— Start Listing —

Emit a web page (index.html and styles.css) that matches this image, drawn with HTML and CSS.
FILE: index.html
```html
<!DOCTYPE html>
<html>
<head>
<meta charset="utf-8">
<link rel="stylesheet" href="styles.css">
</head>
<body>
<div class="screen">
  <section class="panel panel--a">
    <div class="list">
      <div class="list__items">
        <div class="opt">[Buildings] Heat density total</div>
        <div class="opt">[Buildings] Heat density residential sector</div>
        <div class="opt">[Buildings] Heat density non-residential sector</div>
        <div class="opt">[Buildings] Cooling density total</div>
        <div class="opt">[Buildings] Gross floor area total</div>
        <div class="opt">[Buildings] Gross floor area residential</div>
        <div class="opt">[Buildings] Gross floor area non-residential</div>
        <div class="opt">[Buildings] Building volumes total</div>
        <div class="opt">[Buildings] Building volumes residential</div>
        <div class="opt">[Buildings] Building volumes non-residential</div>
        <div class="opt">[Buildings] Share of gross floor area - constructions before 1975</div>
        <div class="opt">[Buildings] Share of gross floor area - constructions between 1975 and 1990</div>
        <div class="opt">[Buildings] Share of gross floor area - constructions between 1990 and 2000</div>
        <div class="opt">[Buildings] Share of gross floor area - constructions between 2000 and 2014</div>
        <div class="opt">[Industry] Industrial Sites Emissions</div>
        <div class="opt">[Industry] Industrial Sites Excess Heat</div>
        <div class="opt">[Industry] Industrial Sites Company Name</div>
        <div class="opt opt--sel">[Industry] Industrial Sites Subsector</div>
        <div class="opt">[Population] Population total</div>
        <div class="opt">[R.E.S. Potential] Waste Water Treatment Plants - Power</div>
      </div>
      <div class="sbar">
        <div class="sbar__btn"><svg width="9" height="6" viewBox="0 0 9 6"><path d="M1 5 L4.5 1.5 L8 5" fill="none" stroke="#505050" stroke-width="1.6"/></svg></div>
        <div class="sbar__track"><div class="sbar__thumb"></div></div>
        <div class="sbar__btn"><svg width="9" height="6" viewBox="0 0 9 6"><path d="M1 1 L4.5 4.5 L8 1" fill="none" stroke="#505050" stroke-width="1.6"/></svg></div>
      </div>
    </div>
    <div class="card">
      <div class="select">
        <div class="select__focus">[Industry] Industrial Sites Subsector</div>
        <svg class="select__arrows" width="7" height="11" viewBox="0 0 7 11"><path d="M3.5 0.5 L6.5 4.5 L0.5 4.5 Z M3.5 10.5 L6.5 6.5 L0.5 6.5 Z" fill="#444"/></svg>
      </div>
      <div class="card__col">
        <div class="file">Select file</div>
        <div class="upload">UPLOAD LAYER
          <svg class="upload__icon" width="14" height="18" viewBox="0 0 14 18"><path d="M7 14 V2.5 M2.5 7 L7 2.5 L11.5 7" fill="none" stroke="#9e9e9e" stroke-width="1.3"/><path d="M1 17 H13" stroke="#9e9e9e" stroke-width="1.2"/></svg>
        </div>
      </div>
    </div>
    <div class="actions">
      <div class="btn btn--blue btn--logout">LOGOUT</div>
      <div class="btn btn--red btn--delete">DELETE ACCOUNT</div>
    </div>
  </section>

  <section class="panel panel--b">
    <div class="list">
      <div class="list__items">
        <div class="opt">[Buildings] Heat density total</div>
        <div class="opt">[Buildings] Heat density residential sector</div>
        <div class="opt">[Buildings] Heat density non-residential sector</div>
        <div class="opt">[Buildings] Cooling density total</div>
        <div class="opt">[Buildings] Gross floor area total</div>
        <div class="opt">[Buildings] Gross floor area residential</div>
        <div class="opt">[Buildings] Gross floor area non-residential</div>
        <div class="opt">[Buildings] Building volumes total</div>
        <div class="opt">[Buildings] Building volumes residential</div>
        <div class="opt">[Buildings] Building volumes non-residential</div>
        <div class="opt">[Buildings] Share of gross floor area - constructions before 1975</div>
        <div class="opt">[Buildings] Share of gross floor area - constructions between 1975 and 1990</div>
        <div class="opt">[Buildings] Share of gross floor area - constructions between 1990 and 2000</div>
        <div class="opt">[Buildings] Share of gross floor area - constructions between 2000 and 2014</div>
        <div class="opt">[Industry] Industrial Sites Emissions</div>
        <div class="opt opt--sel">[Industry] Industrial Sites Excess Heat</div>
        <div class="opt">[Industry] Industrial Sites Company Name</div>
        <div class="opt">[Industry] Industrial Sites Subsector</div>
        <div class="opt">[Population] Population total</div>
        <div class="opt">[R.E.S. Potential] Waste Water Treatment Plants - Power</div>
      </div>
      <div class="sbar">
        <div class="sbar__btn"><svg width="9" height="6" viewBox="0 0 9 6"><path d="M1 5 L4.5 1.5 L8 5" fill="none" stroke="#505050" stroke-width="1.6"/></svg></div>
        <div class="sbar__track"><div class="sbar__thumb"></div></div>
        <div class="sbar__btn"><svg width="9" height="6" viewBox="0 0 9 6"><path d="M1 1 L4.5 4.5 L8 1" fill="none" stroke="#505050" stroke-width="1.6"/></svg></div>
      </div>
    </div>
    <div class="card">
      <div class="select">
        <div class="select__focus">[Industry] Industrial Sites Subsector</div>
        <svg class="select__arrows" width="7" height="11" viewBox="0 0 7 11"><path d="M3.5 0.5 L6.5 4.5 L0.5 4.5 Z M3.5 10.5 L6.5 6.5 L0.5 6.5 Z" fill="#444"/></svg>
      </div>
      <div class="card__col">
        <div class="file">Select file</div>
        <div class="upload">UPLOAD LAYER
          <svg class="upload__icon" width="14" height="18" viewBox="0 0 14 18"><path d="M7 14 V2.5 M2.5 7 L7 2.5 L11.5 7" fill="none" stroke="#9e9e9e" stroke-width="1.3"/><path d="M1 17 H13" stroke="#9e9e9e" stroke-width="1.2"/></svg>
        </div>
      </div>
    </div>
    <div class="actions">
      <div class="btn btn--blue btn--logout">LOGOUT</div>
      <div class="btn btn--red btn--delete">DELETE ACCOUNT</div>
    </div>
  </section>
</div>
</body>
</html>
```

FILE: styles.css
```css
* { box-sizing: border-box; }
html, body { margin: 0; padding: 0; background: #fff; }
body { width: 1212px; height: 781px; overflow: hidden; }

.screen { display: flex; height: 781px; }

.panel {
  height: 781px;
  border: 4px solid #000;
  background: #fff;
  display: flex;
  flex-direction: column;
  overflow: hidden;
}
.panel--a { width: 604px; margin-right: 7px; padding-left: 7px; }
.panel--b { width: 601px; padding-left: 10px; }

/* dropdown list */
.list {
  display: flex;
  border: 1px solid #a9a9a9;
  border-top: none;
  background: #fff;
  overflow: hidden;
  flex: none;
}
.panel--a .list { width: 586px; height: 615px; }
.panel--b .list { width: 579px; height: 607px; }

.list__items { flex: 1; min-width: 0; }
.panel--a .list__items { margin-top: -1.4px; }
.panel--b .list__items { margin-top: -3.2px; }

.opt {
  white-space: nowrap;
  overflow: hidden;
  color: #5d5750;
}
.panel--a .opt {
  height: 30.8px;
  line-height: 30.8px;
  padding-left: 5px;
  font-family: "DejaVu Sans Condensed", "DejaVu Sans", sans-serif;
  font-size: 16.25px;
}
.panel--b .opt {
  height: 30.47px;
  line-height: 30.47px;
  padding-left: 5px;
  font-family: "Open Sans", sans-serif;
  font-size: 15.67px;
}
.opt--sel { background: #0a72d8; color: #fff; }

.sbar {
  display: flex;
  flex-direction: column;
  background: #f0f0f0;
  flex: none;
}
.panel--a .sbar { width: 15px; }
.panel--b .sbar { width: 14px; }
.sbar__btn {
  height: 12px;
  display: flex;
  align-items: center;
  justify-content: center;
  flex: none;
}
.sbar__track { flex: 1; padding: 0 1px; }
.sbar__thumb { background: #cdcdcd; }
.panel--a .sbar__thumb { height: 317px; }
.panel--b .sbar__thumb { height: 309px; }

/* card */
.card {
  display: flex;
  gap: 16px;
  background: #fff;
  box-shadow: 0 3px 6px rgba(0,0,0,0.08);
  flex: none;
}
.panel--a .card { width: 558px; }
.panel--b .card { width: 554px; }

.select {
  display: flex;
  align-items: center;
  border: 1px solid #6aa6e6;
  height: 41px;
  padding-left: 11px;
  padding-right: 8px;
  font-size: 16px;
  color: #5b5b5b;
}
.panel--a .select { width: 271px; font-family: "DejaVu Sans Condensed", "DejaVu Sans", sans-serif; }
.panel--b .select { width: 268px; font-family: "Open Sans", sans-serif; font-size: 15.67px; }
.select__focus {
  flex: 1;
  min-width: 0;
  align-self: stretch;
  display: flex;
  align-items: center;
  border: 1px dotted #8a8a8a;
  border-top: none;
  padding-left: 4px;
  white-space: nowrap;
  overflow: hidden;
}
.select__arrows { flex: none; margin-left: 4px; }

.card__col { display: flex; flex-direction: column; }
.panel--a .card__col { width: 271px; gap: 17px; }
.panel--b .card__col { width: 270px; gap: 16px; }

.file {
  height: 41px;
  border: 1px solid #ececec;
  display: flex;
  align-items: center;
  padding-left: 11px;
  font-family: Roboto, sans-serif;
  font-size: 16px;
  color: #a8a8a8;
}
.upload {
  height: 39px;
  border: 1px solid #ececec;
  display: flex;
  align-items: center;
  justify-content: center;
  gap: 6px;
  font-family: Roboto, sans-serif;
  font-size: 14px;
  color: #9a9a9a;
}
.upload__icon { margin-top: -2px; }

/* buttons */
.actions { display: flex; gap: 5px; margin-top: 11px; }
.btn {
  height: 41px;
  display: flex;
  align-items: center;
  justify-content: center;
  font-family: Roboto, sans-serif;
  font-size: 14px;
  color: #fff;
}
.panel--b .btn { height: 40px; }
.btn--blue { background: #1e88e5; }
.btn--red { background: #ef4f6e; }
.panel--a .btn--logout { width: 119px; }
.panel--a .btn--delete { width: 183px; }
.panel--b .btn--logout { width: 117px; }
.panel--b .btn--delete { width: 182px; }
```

— End Listing —
— Start Listing —

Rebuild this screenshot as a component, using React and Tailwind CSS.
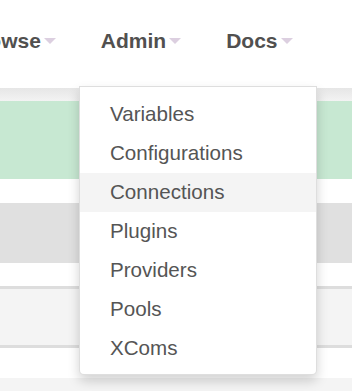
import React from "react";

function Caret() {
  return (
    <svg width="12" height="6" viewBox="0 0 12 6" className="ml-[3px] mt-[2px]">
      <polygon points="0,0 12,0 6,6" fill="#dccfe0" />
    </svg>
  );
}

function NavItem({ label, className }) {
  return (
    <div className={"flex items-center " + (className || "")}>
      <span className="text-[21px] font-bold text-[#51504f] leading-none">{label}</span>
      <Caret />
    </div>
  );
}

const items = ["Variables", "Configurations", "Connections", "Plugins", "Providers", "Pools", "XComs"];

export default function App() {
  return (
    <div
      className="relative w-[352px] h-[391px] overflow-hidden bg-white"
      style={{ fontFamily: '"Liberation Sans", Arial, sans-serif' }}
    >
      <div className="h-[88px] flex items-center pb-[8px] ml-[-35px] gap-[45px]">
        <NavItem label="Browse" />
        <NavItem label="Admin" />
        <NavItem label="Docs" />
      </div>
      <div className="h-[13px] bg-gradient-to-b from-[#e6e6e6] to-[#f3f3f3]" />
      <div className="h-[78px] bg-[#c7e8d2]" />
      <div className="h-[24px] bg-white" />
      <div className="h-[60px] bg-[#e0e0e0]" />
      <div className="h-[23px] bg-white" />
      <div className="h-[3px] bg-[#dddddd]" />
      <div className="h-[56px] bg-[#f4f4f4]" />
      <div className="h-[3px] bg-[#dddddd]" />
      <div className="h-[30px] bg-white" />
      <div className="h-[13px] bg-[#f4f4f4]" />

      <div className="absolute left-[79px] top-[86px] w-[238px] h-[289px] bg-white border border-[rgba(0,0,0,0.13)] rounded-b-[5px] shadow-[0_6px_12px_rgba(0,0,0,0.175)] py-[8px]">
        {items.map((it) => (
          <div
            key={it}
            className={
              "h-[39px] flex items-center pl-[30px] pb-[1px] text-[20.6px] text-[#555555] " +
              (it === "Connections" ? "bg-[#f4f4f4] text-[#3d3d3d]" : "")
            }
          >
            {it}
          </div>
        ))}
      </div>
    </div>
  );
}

— End Listing —

Search the preceding listing for the word "styles" and pull out every line that holds it.

Emit a web page (index.html and styles.css) that matches this image, drawn with HTML and CSS.
<link rel="stylesheet" href="styles.css">
FILE: styles.css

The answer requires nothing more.